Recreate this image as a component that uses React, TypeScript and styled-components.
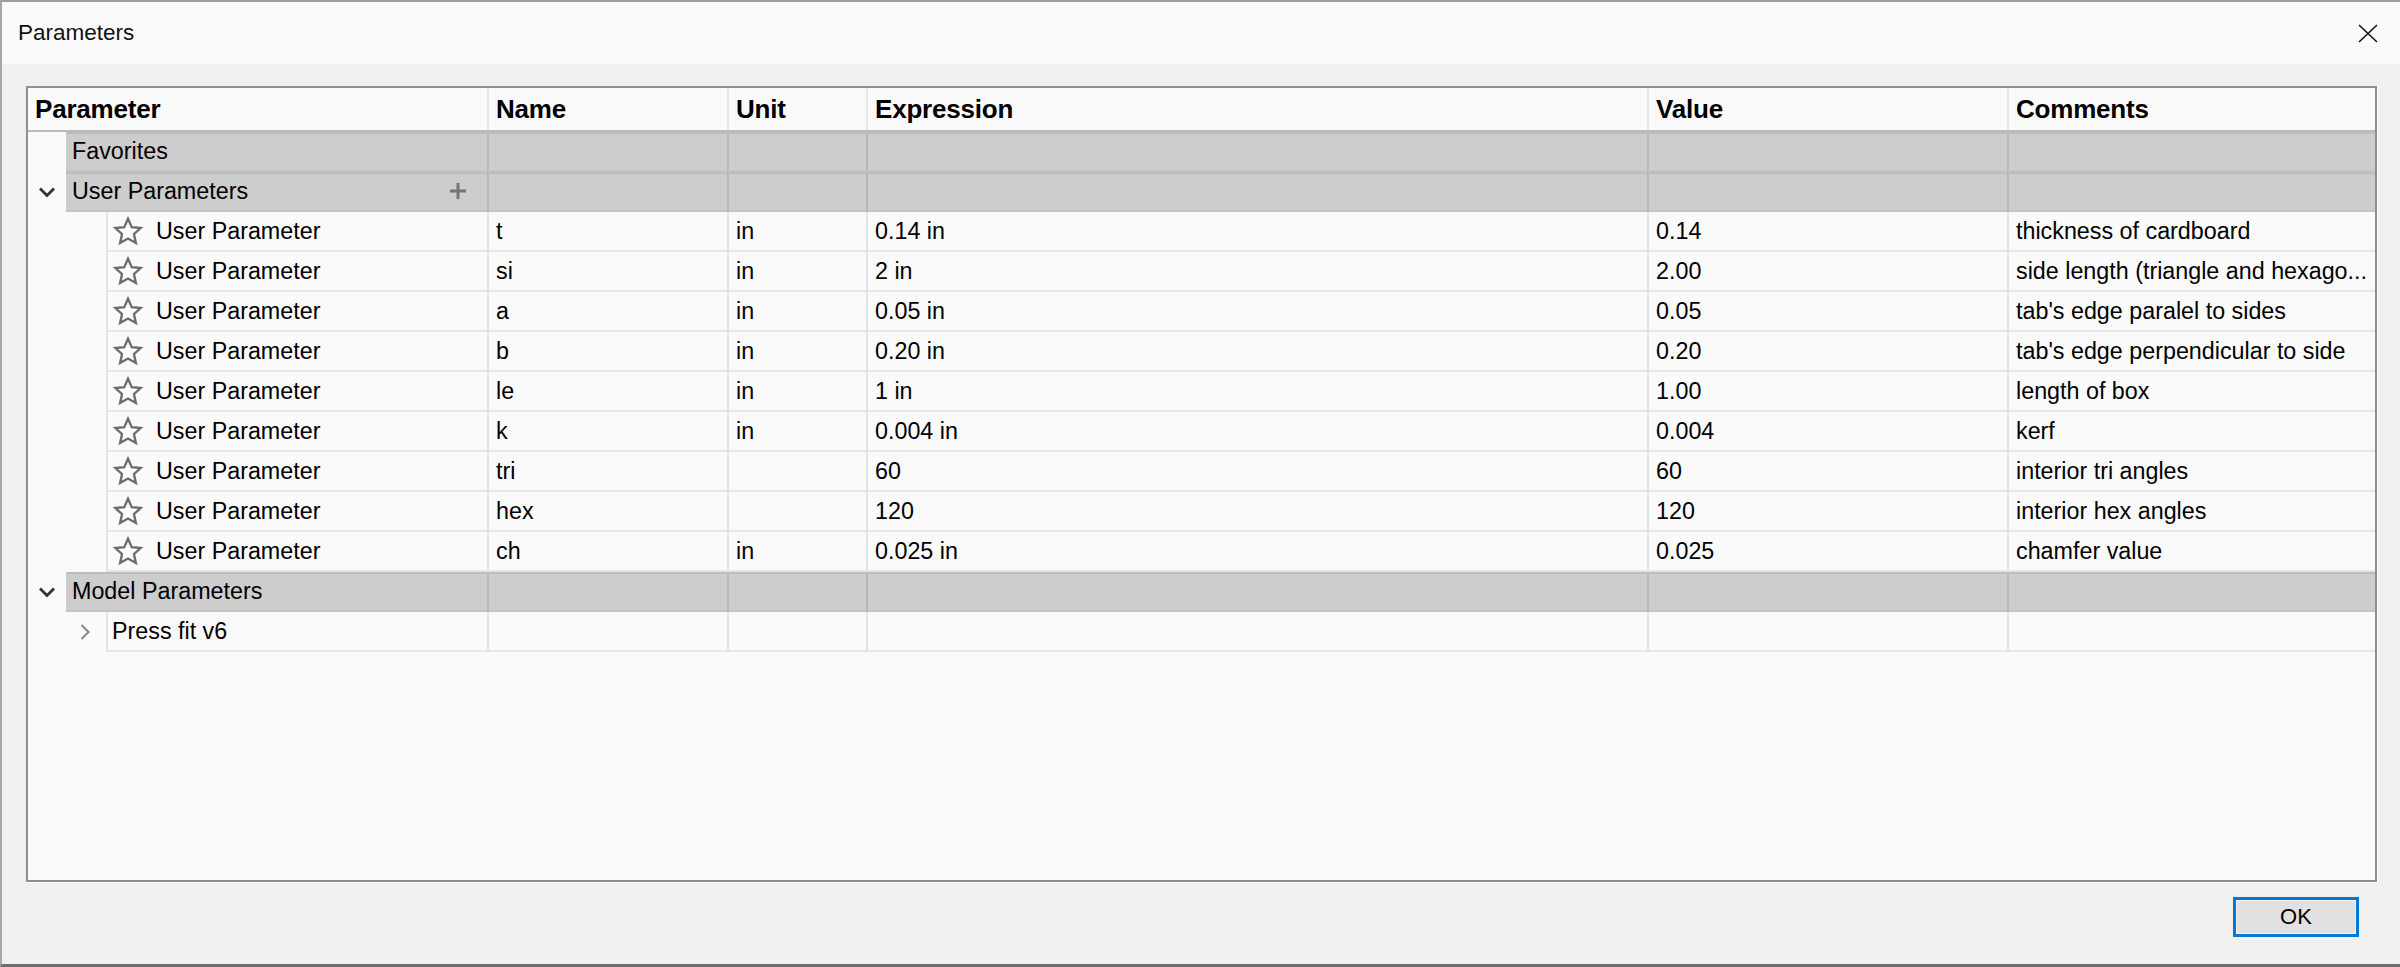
import React from 'react';
import styled, { createGlobalStyle } from 'styled-components';

const COLUMNS = '459px 240px 139px 781px 360px 1fr';

const GlobalStyle = createGlobalStyle`
  html, body {
    margin: 0;
    padding: 0;
    background: #f0f0f0;
    overflow: hidden;
  }
  * {
    box-sizing: border-box;
  }
`;

const Window = styled.div`
  width: 2400px;
  height: 967px;
  display: flex;
  flex-direction: column;
  border-left: 2px solid #a6a6a6;
  border-top: 2px solid #9c9c9c;
  border-bottom: 3px solid #6e6e6e;
  font-family: 'Liberation Sans', Arial, sans-serif;
  color: #000;
`;

const TitleBar = styled.div`
  height: 62px;
  flex-shrink: 0;
  display: flex;
  align-items: center;
  justify-content: space-between;
  background: #fafafa;
  padding-left: 16px;
  padding-right: 20px;
`;

const Title = styled.div`
  font-size: 22.5px;
  color: #111;
`;

const CloseButton = styled.div`
  width: 24px;
  height: 24px;
  display: flex;
  align-items: center;
  justify-content: center;
`;

const Body = styled.div`
  flex: 1;
  display: flex;
  flex-direction: column;
  background: #f0f0f0;
  padding: 22px 23px 0 24px;
`;

const Panel = styled.div`
  height: 796px;
  flex-shrink: 0;
  border: 2px solid #8e8e8e;
  box-shadow: 1px 1px 0 #ffffff;
  background: #fafafa;
  overflow: hidden;
`;

const Row = styled.div<{ $height?: number }>`
  display: grid;
  grid-template-columns: ${COLUMNS};
  height: ${(p) => p.$height ?? 40}px;
  font-size: 23.3px;
`;

const HeaderRow = styled(Row)`
  border-bottom: 2px solid #b9b9b9;
`;

const HeaderCell = styled.div<{ $first?: boolean }>`
  display: flex;
  align-items: center;
  padding-left: 7px;
  font-weight: bold;
  font-size: 26px;
  letter-spacing: -0.2px;
  border-left: ${(p) => (p.$first ? 'none' : '2px solid #e6e6e6')};
  white-space: nowrap;
`;

const Cell = styled.div<{ $group?: boolean }>`
  display: flex;
  align-items: center;
  padding-left: 7px;
  white-space: nowrap;
  overflow: hidden;
  background: ${(p) => (p.$group ? '#cdcdcd' : 'transparent')};
  border-left: 2px solid ${(p) => (p.$group ? '#b8b8b8' : '#e3e3e3')};
  border-bottom: 2px solid ${(p) => (p.$group ? '#c4c4c4' : '#e6e6e6')};
  box-shadow: ${(p) => (p.$group ? 'inset 0 2px 0 #bdbdbd' : 'none')};
`;

const FirstCell = styled.div`
  display: flex;
  min-width: 0;
`;

const Gutter = styled.div<{ $width: number }>`
  width: ${(p) => p.$width}px;
  flex-shrink: 0;
  display: flex;
  align-items: center;
  justify-content: center;
`;

const PressGutter = styled(Gutter)`
  justify-content: flex-end;
  padding-right: 15px;
`;

const Band = styled.div`
  flex: 1;
  display: flex;
  align-items: center;
  justify-content: space-between;
  padding: 0 20px 0 6px;
  background: #cdcdcd;
  border-bottom: 2px solid #c4c4c4;
  box-shadow: inset 0 2px 0 #bdbdbd;
  white-space: nowrap;
`;

const TreeItem = styled.div<{ $pad: number }>`
  flex: 1;
  display: flex;
  align-items: center;
  gap: 12px;
  padding-left: ${(p) => p.$pad}px;
  border-left: 2px solid #e3e3e3;
  border-bottom: 2px solid #e6e6e6;
  white-space: nowrap;
`;

const Footer = styled.div`
  flex: 1;
  display: flex;
  justify-content: flex-end;
  align-items: flex-start;
  padding-top: 15px;
  padding-right: 18px;
`;

const OkButton = styled.div`
  width: 126px;
  height: 40px;
  display: flex;
  align-items: center;
  justify-content: center;
  background: #e1e1e1;
  border: 3px solid #0078d7;
  box-shadow: inset 0 0 0 1px #f4f4f4;
  font-size: 22px;
  color: #000;
`;

const StarIcon = () => (
  <svg width="32" height="31" viewBox="0 0 24 24" style={{ flexShrink: 0 }}>
    <polygon
      points="12,2.2 14.9,8.6 21.8,9.3 16.6,14 18.1,20.9 12,17.4 5.9,20.9 7.4,14 2.2,9.3 9.1,8.6"
      fill="none"
      stroke="#6c6c6c"
      strokeWidth="1.8"
      strokeLinejoin="miter"
    />
  </svg>
);

const ChevronDown = () => (
  <svg width="18" height="12" viewBox="0 0 18 12">
    <path d="M2 2.5 L9 9.5 L16 2.5" fill="none" stroke="#333" strokeWidth="2.8" />
  </svg>
);

const ChevronRight = () => (
  <svg width="12" height="18" viewBox="0 0 12 18">
    <path d="M2.5 2 L9.5 9 L2.5 16" fill="none" stroke="#8e8e8e" strokeWidth="2.2" />
  </svg>
);

const PlusIcon = () => (
  <svg width="18" height="18" viewBox="0 0 18 18">
    <path d="M9 1 V17 M1 9 H17" stroke="#757575" strokeWidth="3" />
  </svg>
);

const CloseIcon = () => (
  <svg width="20" height="19" viewBox="0 0 20 19">
    <path d="M1 1 L19 18 M19 1 L1 18" stroke="#111" strokeWidth="1.6" />
  </svg>
);

type Param = {
  name: string;
  unit: string;
  expression: string;
  value: string;
  comment: string;
};

const PARAMS: Param[] = [
  { name: 't', unit: 'in', expression: '0.14 in', value: '0.14', comment: 'thickness of cardboard' },
  { name: 'si', unit: 'in', expression: '2 in', value: '2.00', comment: 'side length (triangle and hexago...' },
  { name: 'a', unit: 'in', expression: '0.05 in', value: '0.05', comment: 'tab\'s edge paralel to sides' },
  { name: 'b', unit: 'in', expression: '0.20 in', value: '0.20', comment: 'tab\'s edge perpendicular to side' },
  { name: 'le', unit: 'in', expression: '1 in', value: '1.00', comment: 'length of box' },
  { name: 'k', unit: 'in', expression: '0.004 in', value: '0.004', comment: 'kerf' },
  { name: 'tri', unit: '', expression: '60', value: '60', comment: 'interior tri angles' },
  { name: 'hex', unit: '', expression: '120', value: '120', comment: 'interior hex angles' },
  { name: 'ch', unit: 'in', expression: '0.025 in', value: '0.025', comment: 'chamfer value' },
];

const GroupRow = ({
  label,
  expanded,
  addable,
}: {
  label: string;
  expanded?: boolean;
  addable?: boolean;
}) => (
  <Row>
    <FirstCell>
      <Gutter $width={38}>{expanded && <ChevronDown />}</Gutter>
      <Band>
        <span>{label}</span>
        {addable && <PlusIcon />}
      </Band>
    </FirstCell>
    <Cell $group />
    <Cell $group />
    <Cell $group />
    <Cell $group />
    <Cell $group />
  </Row>
);

const App = () => {
  return (
    <>
      <GlobalStyle />
      <Window>
        <TitleBar>
          <Title>Parameters</Title>
          <CloseButton>
            <CloseIcon />
          </CloseButton>
        </TitleBar>
        <Body>
          <Panel>
            <HeaderRow $height={44}>
              <HeaderCell $first>Parameter</HeaderCell>
              <HeaderCell>Name</HeaderCell>
              <HeaderCell>Unit</HeaderCell>
              <HeaderCell>Expression</HeaderCell>
              <HeaderCell>Value</HeaderCell>
              <HeaderCell>Comments</HeaderCell>
            </HeaderRow>

            <GroupRow label="Favorites" />
            <GroupRow label="User Parameters" expanded addable />

            {PARAMS.map((p) => (
              <Row key={p.name}>
                <FirstCell>
                  <Gutter $width={78} />
                  <TreeItem $pad={4}>
                    <StarIcon />
                    <span>User Parameter</span>
                  </TreeItem>
                </FirstCell>
                <Cell>{p.name}</Cell>
                <Cell>{p.unit}</Cell>
                <Cell>{p.expression}</Cell>
                <Cell>{p.value}</Cell>
                <Cell>{p.comment}</Cell>
              </Row>
            ))}

            <GroupRow label="Model Parameters" expanded />

            <Row>
              <FirstCell>
                <PressGutter $width={78}>
                  <ChevronRight />
                </PressGutter>
                <TreeItem $pad={4}>
                  <span>Press fit v6</span>
                </TreeItem>
              </FirstCell>
              <Cell />
              <Cell />
              <Cell />
              <Cell />
              <Cell />
            </Row>
          </Panel>
          <Footer>
            <OkButton>OK</OkButton>
          </Footer>
        </Body>
      </Window>
    </>
  );
};

export default App;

..........

• STATED EXERCISE
Reproduce only the lines from the beginning of the data through the line that contains "const COLUMNS = '459px", both included, and please drop the pictures.

• ANSWER TO THE TASK
Recreate this image as a component that uses React, TypeScript and styled-components.
import React from 'react';
import styled, { createGlobalStyle } from 'styled-components';

const COLUMNS = '459px 240px 139px 781px 360px 1fr';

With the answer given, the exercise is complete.